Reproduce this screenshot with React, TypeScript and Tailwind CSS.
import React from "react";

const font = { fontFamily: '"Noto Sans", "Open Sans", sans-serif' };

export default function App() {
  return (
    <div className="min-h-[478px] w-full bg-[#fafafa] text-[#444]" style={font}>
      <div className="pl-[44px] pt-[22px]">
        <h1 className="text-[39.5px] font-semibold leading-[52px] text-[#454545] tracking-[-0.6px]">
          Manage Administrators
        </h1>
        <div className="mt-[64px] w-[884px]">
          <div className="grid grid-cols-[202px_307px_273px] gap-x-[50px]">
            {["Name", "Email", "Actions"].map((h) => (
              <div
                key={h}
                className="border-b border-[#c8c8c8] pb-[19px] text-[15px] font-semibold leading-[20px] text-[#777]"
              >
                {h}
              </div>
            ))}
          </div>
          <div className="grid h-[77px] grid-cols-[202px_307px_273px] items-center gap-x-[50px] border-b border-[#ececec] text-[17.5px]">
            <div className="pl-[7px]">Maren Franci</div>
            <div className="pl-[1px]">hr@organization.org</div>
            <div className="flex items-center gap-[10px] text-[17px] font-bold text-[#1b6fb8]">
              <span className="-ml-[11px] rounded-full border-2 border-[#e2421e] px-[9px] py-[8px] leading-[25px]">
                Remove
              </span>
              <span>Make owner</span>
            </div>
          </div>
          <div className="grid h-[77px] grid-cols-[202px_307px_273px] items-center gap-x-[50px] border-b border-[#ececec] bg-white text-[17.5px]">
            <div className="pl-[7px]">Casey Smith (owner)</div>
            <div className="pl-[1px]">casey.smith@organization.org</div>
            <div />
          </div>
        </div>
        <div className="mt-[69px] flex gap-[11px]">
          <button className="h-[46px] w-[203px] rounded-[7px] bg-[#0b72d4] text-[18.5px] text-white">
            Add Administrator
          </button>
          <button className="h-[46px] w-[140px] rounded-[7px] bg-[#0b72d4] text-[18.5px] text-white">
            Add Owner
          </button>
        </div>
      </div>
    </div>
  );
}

^^^^

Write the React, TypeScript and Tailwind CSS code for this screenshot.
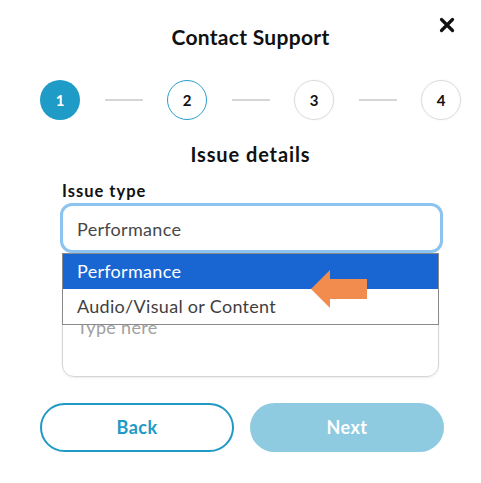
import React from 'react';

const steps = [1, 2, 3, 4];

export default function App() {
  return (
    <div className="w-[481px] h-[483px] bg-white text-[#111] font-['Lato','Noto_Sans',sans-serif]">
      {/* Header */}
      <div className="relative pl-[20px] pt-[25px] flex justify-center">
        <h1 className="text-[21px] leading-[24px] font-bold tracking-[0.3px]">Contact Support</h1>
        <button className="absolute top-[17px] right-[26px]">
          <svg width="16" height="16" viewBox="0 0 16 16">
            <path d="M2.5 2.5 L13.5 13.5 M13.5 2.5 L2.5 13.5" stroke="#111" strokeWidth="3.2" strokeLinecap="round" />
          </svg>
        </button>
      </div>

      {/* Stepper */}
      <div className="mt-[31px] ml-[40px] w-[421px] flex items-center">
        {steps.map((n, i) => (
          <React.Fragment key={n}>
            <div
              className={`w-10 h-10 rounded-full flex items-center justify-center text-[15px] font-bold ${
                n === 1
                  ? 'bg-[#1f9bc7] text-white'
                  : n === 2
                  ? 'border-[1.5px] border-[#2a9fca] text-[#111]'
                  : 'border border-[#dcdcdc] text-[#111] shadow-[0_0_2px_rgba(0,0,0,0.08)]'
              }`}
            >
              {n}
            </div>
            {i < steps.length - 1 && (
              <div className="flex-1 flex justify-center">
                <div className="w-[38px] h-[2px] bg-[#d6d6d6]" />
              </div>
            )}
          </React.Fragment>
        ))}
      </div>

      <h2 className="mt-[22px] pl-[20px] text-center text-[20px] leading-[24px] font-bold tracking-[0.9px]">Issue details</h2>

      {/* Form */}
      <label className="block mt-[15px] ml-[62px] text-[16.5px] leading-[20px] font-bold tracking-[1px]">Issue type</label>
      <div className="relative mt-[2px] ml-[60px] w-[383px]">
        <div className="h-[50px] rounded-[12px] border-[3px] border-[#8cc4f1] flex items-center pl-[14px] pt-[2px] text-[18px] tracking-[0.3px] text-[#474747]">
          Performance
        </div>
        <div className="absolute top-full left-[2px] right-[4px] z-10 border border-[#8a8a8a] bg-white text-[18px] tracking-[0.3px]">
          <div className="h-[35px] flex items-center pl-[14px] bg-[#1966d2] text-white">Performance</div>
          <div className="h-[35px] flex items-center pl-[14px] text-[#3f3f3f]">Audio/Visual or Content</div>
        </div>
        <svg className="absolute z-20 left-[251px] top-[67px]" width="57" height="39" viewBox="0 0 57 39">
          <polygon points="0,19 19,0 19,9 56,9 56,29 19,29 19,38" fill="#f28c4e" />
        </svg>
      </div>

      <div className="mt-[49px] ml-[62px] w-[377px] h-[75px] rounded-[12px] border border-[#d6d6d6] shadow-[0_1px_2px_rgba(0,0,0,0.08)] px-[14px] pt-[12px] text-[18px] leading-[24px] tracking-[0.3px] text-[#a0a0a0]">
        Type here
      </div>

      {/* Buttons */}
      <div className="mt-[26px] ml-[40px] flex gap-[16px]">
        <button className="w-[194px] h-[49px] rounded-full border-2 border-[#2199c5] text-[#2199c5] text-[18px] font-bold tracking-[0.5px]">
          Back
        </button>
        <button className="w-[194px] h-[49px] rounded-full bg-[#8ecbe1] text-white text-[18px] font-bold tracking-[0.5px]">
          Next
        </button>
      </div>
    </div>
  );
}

^^^^

WRITTEN EXERCISE: Print everything from the line with "Write the React, TypeScript" down to the line with "const steps = [1, 2, 3, 4];", both included, exactly as written and without the pictures.

EXERCISE SOLUTION:
Write the React, TypeScript and Tailwind CSS code for this screenshot.
import React from 'react';

const steps = [1, 2, 3, 4];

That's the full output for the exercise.